Last update: November 23, 2007 - 7:29 PM

KRASYLIVKA, UKRAINE - After authorities broke into Yakiv Atamanenko's home in autumn of 1932 and confiscated the family's food, his mother and two brothers died of starvation and their bloated bodies were tossed among others in a freshly dug grave on the outskirts of this farming village.

Atamanenko and other survivors said their neighbors, Oleksandra Korytnyk and her husband, ate their two children. "They cut their children into pieces and ate them," recalled Atamanenko, 95. In the end, the Korytnyks died as well.

Today, Ukraine marks the 75th anniversary of the famine of 1932-33, engineered by Soviet authorities to force peasants across the former U.S.S.R. to give up their privately held plots of land and join collective farms. Millions died.

Now President Viktor Yushchenko is leading an effort to gain international recognition of Holodomor -- or death by hunger, as it is known here -- as a crime rather than merely a disaster, by labeling it an act of genocide.

Long kept secret by Soviet authorities, accounts of the Great Famine still divide historians and politicians, not just in this nation of 47 million but throughout the former Soviet Union. Some are convinced that the famine targeted Ukrainians as an ethnic group. Others say authorities set out to eradicate all private land owners as a social class, and that the Soviets sought to pay for industrialization with grain exports at the expense of starving millions of its people.

Josef Stalin's collectivization drive affected the entire U.S.S.R, but was particularly calamitous for Ukraine, which had some of the richest agricultural land. The campaign coincided with the Kremlin's efforts to root out a Ukrainian nationalist movement.

Estimates of the number of people who died in Holodomor differ, but there is no doubt the death toll was horrific. Yushchenko estimates 10 million Ukrainians died; historian Stanislav Kulchitsky believes the number is closer to 3.5 million.

Authorities set production quotas for each village. But these quotas generally exceeded crop yields and in village after village, when farmers failed to meet their targets, all their food was confiscated. Residents were prohibited to leave their homes -- condemning them to starvation.

In Krasylivka as many as 1,017 people -- roughly the village's current population -- died in that terrible year, according to a list of the victims compiled by village authorities. Elders say the famine nearly wiped out the village.

Villagers tell stories of their neighbors collapsing in the street and dying. Driven to despair, people ate whatever they could scrounge: leaves, dirt, birds, dogs, rats and -- witnesses said -- even each other.

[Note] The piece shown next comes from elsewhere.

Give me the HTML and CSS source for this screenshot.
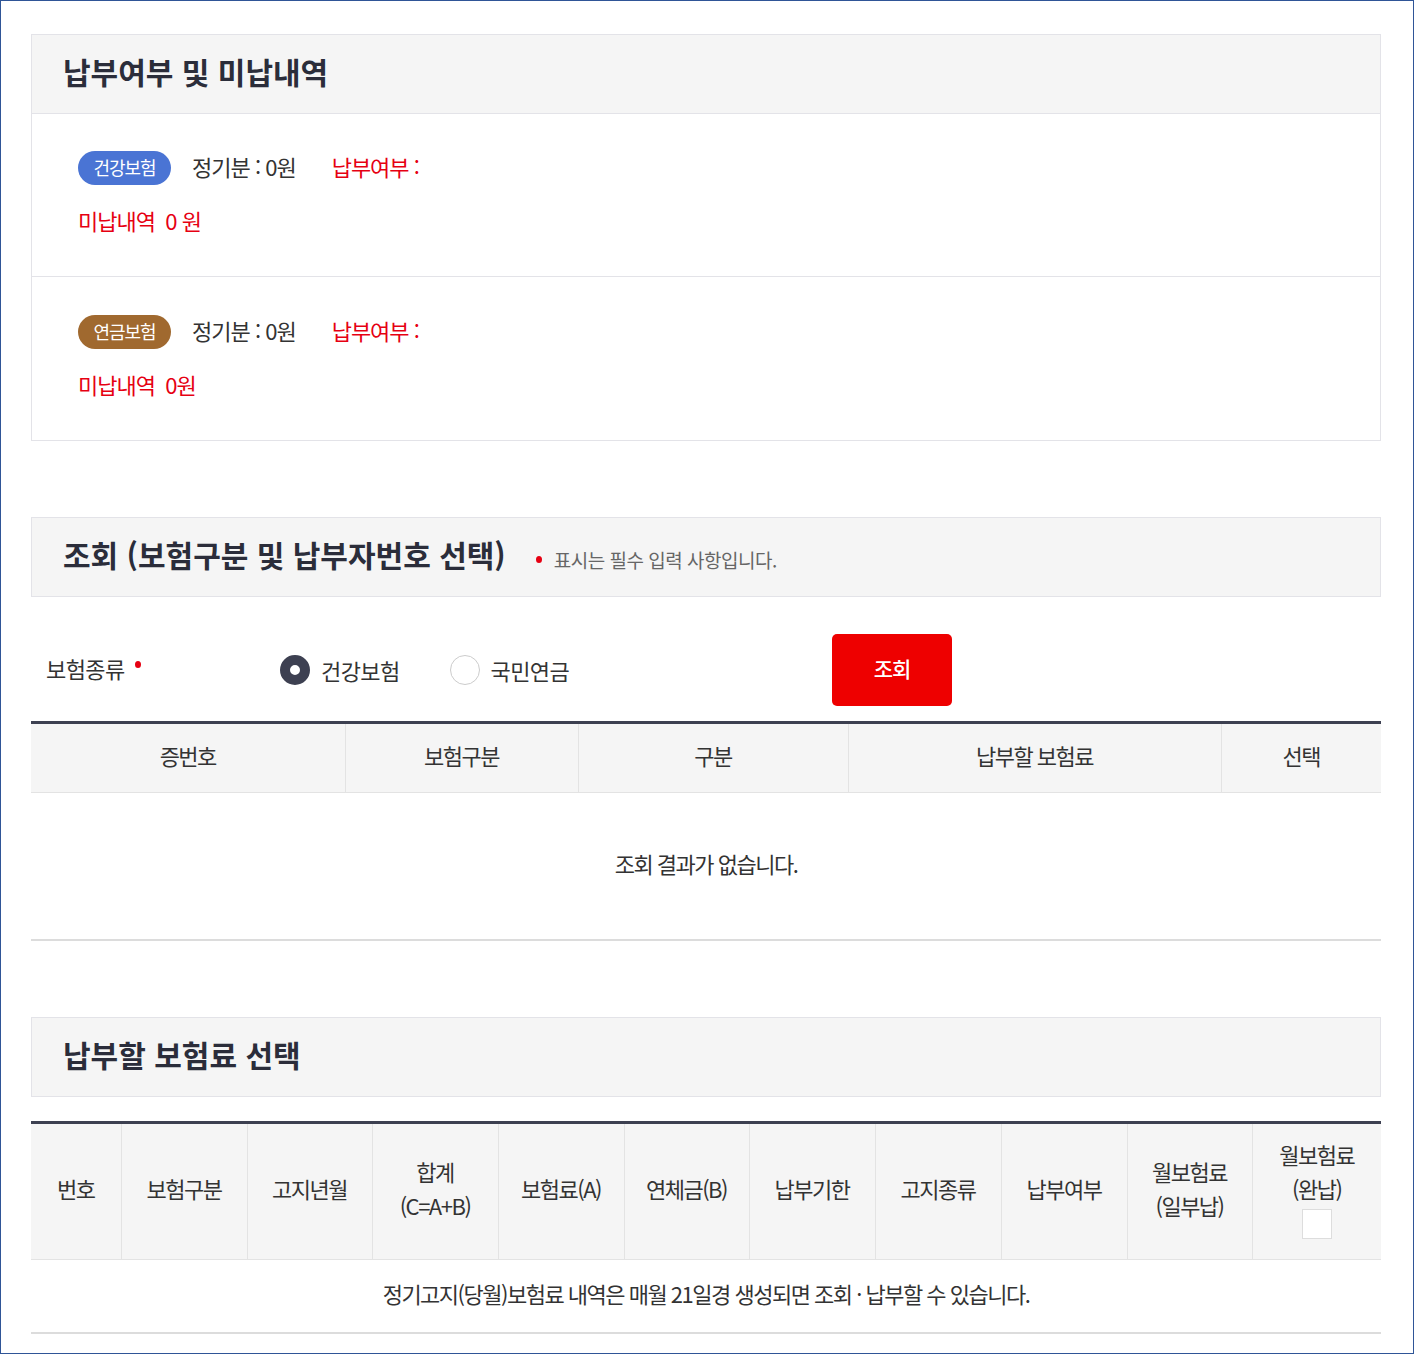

Olena Yaroshchuk, 94, said she filled her aching stomach with grass. "Those who could survived, those who couldn't -- that was the end of it, one house after another -- almost all died," she said.

Kulchitsky, a famine researcher, argues the famine was a genocide aimed at Ukrainians who resisted Soviet rule. "The conditions authorities created for the Ukrainian peasantry were incompatible with life," he wrote in a recent article.

But Heorhiy Kasyanov, a top historian with the National Academy of Sciences, says the issue is more subtle. "There is no hard evidence that there were concrete statements or actions aimed at destroying ethnic Ukrainians by someone else."

The Ukrainian parliament has labeled the famine genocide. So has the United States. But Russia, the legal successor to the Soviet state, resists the label. It says the famine did not single out Ukrainians; Russians and Kazakhs were also targeted.

"There are no grounds to talk about genocide. We can talk about 'sociocide' ... on the part of Soviet leadership," said Russian historian Andrei Petrov. But another Russian historian said Holodomor was one of many acts of genocide by Stalin. "It was genocide in the direct sense of this word -- it is the killing of people, the killing of the Ukrainian people," he said.

Even in Krasylivka, people say the issue is complicated. Many survivors blame the Soviet government. But many also say that the cruelty of the local authorities compounded the tragedy.